[Begin]

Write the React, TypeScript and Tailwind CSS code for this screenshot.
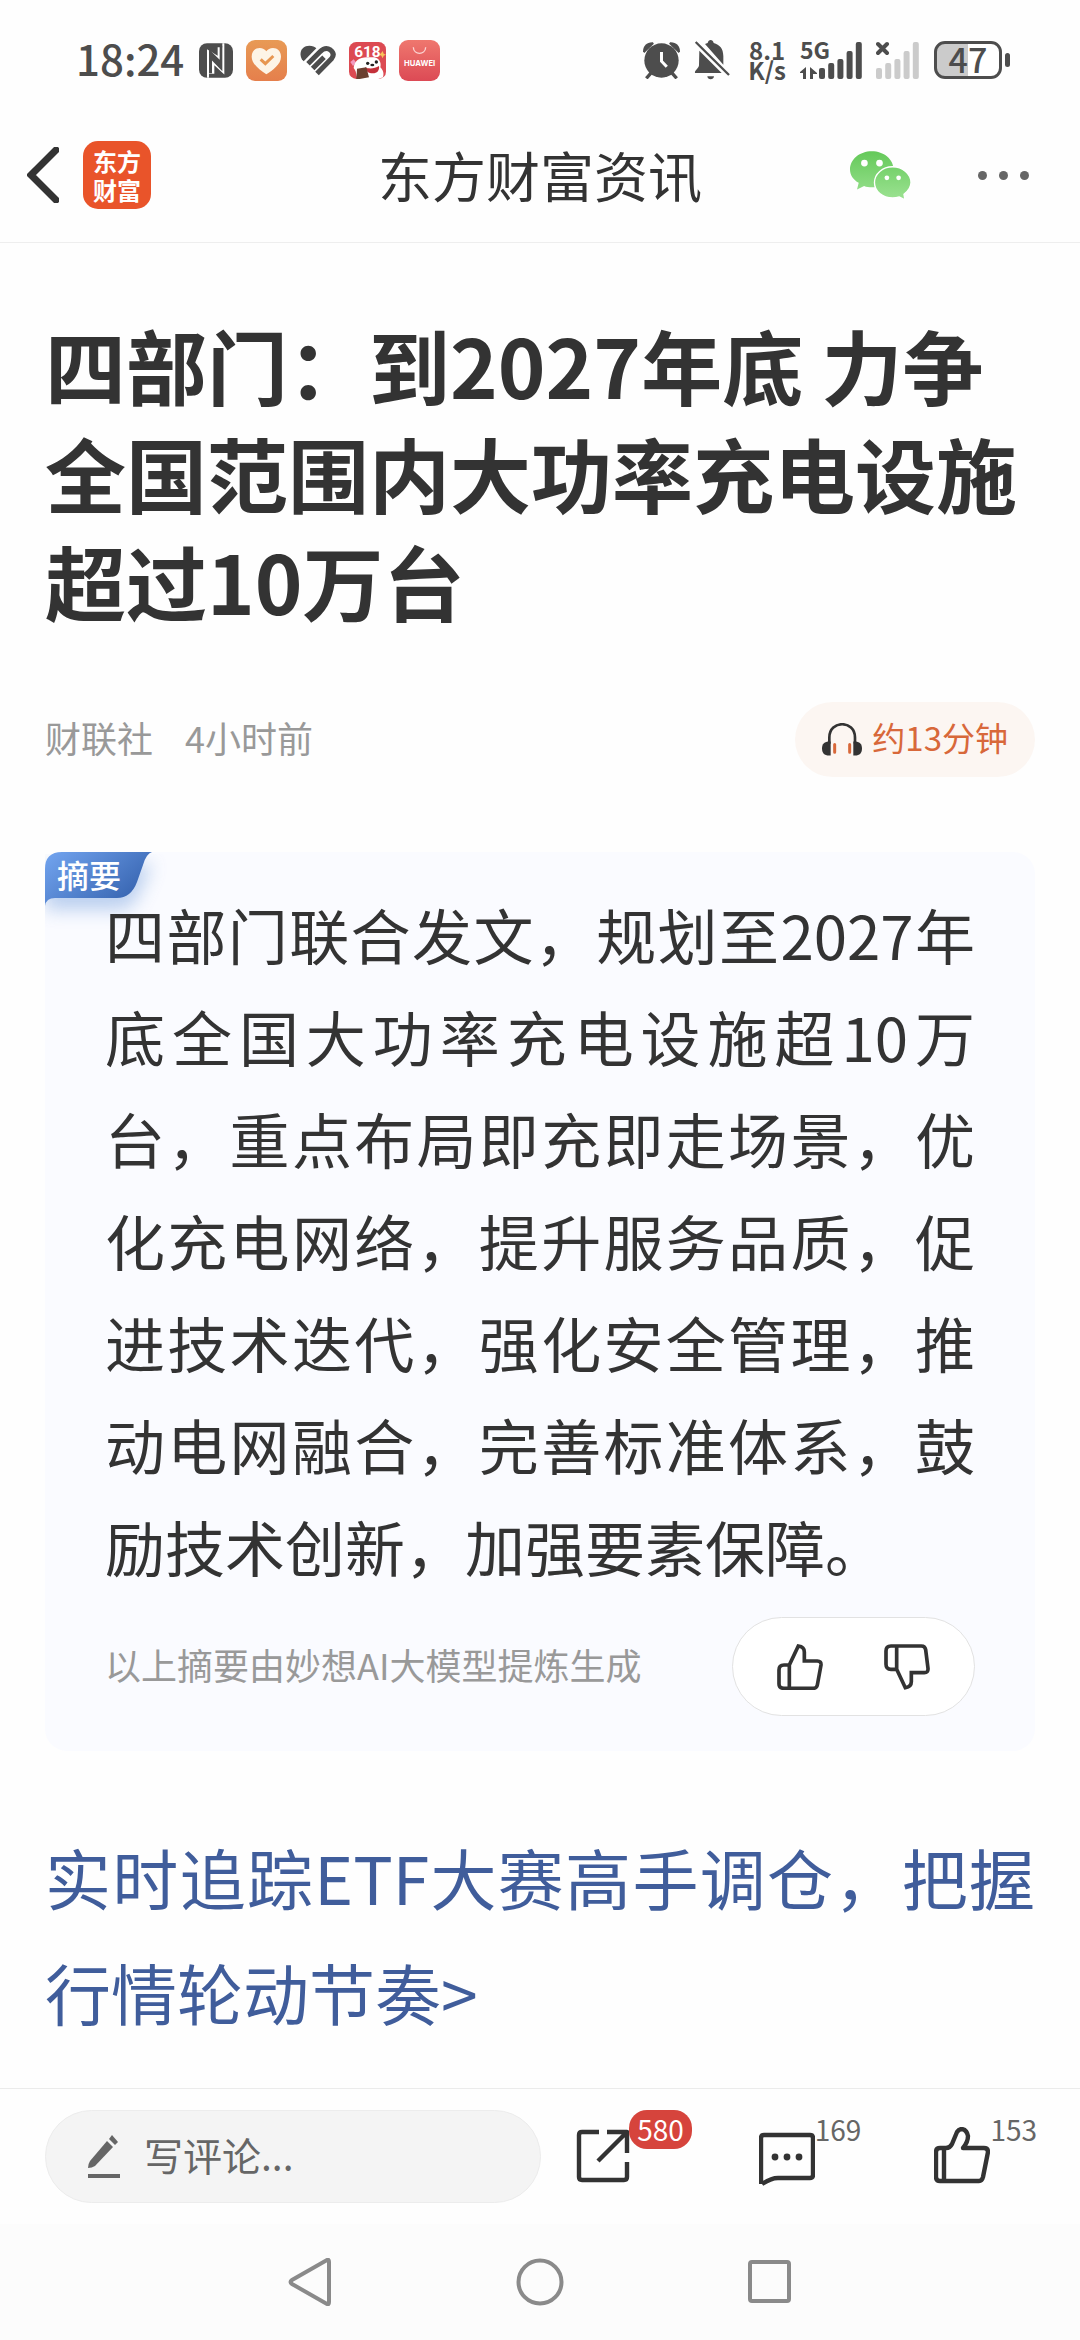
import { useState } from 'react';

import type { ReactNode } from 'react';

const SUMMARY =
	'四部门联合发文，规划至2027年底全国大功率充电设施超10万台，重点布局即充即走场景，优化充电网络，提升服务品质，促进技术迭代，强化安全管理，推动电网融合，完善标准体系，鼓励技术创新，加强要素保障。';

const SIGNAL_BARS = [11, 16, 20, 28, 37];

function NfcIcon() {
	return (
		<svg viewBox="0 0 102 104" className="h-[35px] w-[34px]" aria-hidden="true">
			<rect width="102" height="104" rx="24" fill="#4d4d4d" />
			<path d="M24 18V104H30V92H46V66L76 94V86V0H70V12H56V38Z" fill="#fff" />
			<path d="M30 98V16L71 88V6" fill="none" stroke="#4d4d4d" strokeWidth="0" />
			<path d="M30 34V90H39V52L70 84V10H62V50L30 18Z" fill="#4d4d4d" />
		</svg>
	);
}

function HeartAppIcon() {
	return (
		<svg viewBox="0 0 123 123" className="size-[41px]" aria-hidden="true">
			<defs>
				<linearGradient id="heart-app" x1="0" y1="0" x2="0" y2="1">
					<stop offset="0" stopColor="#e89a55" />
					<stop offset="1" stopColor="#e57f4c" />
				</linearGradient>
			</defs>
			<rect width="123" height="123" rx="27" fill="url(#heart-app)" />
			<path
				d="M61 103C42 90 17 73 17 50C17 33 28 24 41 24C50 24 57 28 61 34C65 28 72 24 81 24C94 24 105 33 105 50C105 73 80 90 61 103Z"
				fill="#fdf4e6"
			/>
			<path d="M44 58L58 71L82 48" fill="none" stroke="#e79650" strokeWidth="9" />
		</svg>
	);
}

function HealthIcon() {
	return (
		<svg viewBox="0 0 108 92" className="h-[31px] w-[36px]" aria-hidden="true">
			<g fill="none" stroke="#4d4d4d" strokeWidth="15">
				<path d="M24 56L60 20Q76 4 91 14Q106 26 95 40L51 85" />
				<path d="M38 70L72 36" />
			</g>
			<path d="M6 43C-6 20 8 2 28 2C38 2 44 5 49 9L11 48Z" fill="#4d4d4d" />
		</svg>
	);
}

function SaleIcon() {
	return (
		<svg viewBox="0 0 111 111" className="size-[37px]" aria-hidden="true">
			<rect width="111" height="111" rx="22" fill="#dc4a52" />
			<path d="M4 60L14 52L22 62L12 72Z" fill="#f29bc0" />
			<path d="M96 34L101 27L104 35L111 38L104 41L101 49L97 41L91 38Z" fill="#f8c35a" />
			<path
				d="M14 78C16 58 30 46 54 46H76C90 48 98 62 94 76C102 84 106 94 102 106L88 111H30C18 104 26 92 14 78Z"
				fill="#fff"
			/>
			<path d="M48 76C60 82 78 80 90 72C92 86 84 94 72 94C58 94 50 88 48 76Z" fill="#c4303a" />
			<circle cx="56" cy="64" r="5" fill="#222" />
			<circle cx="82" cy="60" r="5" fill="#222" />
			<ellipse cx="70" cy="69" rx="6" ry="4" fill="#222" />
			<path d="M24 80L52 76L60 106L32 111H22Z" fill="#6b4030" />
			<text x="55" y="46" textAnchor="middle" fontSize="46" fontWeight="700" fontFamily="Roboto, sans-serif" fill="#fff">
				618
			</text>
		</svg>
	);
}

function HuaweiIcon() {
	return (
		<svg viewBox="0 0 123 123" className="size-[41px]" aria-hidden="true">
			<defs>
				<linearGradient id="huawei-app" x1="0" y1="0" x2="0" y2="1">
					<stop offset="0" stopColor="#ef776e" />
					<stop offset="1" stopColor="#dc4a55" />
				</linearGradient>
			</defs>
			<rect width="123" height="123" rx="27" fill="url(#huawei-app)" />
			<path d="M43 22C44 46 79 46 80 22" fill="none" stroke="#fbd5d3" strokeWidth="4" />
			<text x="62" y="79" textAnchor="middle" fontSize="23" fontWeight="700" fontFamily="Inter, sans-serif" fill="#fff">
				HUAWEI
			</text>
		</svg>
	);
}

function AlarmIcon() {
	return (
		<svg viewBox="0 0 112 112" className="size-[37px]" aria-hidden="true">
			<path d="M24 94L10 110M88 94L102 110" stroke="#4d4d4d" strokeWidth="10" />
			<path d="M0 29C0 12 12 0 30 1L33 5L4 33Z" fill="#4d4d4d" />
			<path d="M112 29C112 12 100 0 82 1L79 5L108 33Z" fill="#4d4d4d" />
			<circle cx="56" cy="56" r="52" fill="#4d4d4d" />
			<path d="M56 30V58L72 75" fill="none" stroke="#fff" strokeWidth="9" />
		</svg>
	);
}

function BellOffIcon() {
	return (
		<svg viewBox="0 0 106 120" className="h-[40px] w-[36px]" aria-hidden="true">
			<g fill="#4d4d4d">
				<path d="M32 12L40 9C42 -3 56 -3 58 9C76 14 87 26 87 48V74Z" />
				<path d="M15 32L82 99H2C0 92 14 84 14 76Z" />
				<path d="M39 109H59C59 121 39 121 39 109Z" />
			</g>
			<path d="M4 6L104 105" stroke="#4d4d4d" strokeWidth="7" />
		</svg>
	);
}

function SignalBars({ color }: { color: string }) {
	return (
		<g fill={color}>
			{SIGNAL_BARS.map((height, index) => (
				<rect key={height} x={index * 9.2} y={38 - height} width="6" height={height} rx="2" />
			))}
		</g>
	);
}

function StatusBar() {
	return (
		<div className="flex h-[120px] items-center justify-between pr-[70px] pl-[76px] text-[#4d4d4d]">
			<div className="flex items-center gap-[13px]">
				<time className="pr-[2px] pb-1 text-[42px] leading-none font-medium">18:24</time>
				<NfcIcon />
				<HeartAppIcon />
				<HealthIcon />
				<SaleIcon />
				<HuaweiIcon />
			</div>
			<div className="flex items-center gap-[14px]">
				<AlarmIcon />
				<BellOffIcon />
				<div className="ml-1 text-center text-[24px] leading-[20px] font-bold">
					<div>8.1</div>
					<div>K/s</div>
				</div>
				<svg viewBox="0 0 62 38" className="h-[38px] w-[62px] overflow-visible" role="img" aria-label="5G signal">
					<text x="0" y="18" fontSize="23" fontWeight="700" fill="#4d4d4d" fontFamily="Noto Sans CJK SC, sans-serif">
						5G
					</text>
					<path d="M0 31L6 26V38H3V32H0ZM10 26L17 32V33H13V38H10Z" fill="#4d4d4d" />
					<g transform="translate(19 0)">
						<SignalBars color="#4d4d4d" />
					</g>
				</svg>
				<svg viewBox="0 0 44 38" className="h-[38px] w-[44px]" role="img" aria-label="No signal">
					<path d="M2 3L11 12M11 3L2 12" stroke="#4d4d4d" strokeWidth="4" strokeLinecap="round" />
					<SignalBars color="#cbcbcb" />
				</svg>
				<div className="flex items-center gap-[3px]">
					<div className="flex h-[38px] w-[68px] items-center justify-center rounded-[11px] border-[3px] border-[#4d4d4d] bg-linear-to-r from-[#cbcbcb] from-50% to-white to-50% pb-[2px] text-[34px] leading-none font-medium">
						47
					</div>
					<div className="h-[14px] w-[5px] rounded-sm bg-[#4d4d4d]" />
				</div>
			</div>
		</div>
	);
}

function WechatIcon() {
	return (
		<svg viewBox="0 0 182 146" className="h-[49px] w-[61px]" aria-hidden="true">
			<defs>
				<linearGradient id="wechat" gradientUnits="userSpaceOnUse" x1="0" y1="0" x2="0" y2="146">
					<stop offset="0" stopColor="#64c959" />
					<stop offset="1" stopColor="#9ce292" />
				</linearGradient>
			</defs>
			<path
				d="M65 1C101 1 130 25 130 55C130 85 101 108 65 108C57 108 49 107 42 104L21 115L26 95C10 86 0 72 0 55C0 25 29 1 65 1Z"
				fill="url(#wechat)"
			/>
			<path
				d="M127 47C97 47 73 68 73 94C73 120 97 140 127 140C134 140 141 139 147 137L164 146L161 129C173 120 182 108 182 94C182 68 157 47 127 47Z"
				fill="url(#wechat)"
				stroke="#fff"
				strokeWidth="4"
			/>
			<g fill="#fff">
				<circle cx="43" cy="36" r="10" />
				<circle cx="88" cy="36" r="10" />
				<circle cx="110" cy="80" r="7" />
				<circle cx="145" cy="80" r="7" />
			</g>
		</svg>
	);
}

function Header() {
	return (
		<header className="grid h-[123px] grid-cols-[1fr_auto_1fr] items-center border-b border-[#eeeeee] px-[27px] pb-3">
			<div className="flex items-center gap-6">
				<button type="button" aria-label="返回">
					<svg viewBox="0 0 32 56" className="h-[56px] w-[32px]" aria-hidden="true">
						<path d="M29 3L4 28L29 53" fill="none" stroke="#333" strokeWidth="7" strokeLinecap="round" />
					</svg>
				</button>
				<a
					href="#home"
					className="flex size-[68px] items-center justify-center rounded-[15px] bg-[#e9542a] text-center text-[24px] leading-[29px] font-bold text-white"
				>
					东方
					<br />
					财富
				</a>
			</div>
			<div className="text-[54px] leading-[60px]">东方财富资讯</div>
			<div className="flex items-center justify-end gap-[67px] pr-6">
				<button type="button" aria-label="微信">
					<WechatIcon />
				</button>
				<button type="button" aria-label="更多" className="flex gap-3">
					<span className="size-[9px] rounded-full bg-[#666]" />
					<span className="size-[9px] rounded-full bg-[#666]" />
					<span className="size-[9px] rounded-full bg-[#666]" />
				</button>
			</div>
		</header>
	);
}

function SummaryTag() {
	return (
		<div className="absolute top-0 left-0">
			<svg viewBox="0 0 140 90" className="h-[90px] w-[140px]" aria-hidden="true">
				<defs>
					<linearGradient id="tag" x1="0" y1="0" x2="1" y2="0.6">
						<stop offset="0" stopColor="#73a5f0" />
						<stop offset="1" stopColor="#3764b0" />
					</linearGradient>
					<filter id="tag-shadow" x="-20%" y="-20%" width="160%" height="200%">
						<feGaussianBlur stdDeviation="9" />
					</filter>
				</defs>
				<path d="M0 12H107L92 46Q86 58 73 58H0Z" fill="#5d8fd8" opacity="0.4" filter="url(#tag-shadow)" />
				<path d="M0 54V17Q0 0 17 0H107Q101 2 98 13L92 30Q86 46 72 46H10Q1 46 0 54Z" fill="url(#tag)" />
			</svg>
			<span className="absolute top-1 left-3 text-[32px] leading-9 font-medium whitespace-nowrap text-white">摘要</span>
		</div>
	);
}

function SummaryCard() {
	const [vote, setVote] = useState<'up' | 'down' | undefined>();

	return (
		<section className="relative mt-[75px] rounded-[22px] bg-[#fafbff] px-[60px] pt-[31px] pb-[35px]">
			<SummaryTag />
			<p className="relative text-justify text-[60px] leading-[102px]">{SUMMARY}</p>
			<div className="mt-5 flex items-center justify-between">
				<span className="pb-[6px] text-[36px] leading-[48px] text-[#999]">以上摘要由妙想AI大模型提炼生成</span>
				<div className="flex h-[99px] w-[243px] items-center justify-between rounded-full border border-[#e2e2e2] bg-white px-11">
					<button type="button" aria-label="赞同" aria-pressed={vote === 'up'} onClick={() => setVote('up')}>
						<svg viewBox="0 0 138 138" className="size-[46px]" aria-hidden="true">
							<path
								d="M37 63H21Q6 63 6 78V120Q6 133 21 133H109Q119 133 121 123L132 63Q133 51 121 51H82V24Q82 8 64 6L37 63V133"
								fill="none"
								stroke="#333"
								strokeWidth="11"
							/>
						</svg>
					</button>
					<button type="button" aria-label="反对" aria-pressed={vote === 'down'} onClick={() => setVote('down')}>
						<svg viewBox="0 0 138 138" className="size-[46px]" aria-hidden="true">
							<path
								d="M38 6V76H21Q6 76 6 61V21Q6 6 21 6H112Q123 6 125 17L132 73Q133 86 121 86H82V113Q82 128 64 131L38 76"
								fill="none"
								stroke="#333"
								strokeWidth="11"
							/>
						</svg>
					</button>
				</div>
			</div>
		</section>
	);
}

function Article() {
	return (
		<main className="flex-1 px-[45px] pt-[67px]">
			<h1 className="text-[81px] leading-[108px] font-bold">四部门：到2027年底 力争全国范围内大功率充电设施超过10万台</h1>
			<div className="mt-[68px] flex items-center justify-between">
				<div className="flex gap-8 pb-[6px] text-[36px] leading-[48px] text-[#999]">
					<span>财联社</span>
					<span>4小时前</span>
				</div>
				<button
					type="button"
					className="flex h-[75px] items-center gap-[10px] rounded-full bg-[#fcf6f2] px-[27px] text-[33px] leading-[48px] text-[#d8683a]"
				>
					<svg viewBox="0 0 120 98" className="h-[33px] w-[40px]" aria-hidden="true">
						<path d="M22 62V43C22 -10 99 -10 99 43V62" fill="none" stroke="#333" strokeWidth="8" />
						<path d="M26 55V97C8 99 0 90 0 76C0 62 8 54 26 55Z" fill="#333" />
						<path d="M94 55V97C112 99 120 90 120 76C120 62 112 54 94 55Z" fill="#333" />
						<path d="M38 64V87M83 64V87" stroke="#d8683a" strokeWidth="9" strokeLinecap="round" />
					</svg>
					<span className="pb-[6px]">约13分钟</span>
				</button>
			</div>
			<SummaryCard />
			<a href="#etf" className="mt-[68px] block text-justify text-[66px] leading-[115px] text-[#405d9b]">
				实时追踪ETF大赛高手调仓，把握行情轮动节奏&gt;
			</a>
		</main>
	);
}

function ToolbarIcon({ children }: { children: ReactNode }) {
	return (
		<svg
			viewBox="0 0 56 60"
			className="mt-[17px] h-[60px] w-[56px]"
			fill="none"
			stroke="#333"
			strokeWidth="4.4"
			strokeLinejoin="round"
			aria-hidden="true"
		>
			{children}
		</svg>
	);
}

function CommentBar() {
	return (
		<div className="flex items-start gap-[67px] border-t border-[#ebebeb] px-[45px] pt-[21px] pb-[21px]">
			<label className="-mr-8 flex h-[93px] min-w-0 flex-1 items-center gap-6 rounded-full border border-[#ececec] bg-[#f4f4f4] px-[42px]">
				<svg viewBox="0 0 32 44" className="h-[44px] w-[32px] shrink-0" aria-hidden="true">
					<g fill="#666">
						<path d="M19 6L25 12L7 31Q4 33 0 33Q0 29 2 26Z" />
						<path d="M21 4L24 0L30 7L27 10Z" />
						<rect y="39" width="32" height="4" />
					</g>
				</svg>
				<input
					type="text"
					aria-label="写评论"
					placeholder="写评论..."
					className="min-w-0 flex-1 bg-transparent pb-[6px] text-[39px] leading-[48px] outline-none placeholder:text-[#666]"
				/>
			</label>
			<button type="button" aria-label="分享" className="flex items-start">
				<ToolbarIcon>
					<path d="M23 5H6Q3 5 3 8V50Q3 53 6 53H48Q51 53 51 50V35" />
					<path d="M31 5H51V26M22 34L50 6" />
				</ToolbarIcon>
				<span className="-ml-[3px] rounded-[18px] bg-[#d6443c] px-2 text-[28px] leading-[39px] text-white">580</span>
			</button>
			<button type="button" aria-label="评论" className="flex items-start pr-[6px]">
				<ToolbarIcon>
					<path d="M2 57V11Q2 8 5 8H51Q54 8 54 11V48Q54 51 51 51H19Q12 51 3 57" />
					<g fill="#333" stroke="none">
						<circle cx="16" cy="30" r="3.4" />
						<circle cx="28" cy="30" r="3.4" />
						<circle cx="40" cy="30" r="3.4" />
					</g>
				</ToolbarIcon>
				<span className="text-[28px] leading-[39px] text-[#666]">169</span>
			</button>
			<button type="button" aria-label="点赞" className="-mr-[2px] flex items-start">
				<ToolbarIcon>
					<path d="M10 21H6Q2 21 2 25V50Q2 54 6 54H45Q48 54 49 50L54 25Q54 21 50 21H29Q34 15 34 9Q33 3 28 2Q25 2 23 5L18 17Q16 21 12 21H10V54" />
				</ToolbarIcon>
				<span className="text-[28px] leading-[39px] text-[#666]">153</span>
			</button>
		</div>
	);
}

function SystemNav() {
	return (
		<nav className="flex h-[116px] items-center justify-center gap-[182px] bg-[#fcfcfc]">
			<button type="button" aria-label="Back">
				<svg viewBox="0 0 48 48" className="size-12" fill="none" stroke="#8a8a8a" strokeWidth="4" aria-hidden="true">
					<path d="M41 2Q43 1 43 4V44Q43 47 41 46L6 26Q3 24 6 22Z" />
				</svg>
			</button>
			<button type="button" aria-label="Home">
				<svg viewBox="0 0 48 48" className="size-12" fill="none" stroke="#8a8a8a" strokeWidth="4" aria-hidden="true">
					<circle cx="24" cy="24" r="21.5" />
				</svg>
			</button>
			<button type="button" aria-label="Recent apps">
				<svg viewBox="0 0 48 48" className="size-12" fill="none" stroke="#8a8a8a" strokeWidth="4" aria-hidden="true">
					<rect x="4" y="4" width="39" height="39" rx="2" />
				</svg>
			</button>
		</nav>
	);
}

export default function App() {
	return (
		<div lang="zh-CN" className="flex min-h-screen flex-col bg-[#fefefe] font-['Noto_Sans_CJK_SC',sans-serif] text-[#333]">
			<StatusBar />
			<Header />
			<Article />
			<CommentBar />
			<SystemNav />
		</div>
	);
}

[End]

[Problem description] Write out exactly the opening lines of the data, stopping after the line that holds "const SIGNAL_BARS = [11, 16, 20, 28, 37];". Exclude pictures.

[Finished answer]
Write the React, TypeScript and Tailwind CSS code for this screenshot.
import { useState } from 'react';

import type { ReactNode } from 'react';

const SUMMARY =
	'四部门联合发文，规划至2027年底全国大功率充电设施超10万台，重点布局即充即走场景，优化充电网络，提升服务品质，促进技术迭代，强化安全管理，推动电网融合，完善标准体系，鼓励技术创新，加强要素保障。';

const SIGNAL_BARS = [11, 16, 20, 28, 37];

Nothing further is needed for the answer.